12 “I still have many things to say to you, but you cannot bear them now. 13 When the Spirit of truth comes, he will guide you into all the truth, for he will not speak on his own authority, but whatever he hears he will speak, and he will declare to you the things that are to come. 14 He will glorify me, for he will take what is mine and declare it to you. 15 All that the Father has is mine; therefore I said that he will take what is mine and declare it to you.”
Here we have a secondary promise that not only will God’s Word not return void, but the Holy Spirit has been tasked with taking the Father’s will and declaring it to His children and using God’s Word to convict the unsaved world of sin and righteousness and judgement.
Therefore, whether our kids are saved or not, when we speak God’s Word into their lives, we’re not speaking our words in our strength, we’re speaking God’s words in the power of the Father, Son, and Holy Spirit!

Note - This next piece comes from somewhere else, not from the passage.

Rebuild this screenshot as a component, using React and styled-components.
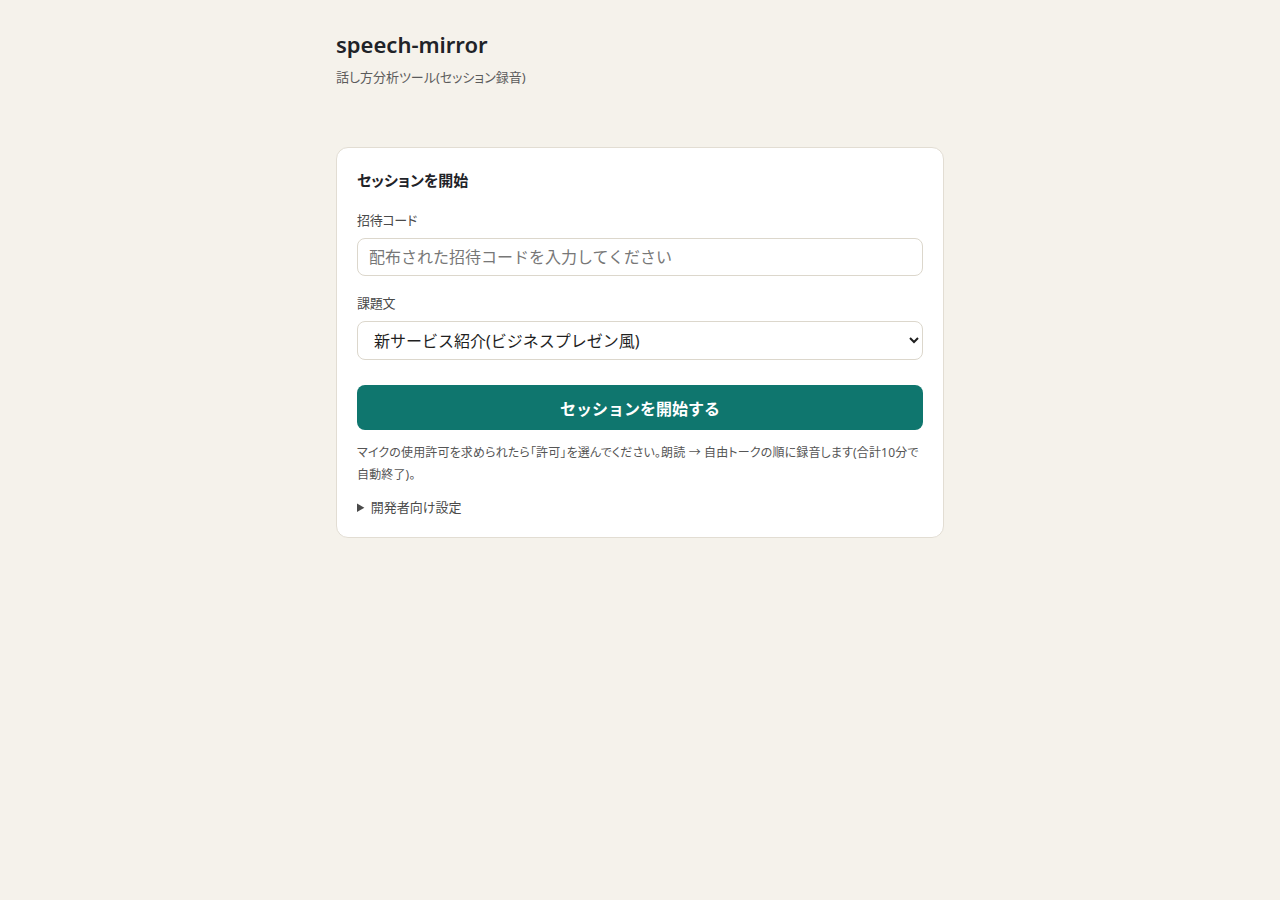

Another good follow up to today’s podcast is episode 224, “Your Parenting is Not in Vain.” That episode also helps us understand that any work done in the right way will never be fruitless.
So, all the Forgettable Conversations we have that are soaked with God’s Word not only have God’s power to succeed according to God’s plan in the moment, they also are being multiplied as they add to your kids’ cumulative knowledge of God, and they convince your children of your character and devotion to God.
I don’t know about you, but that makes every word I speak of monumental importance even if I can be certain my kids are going to forget the specifics of my words.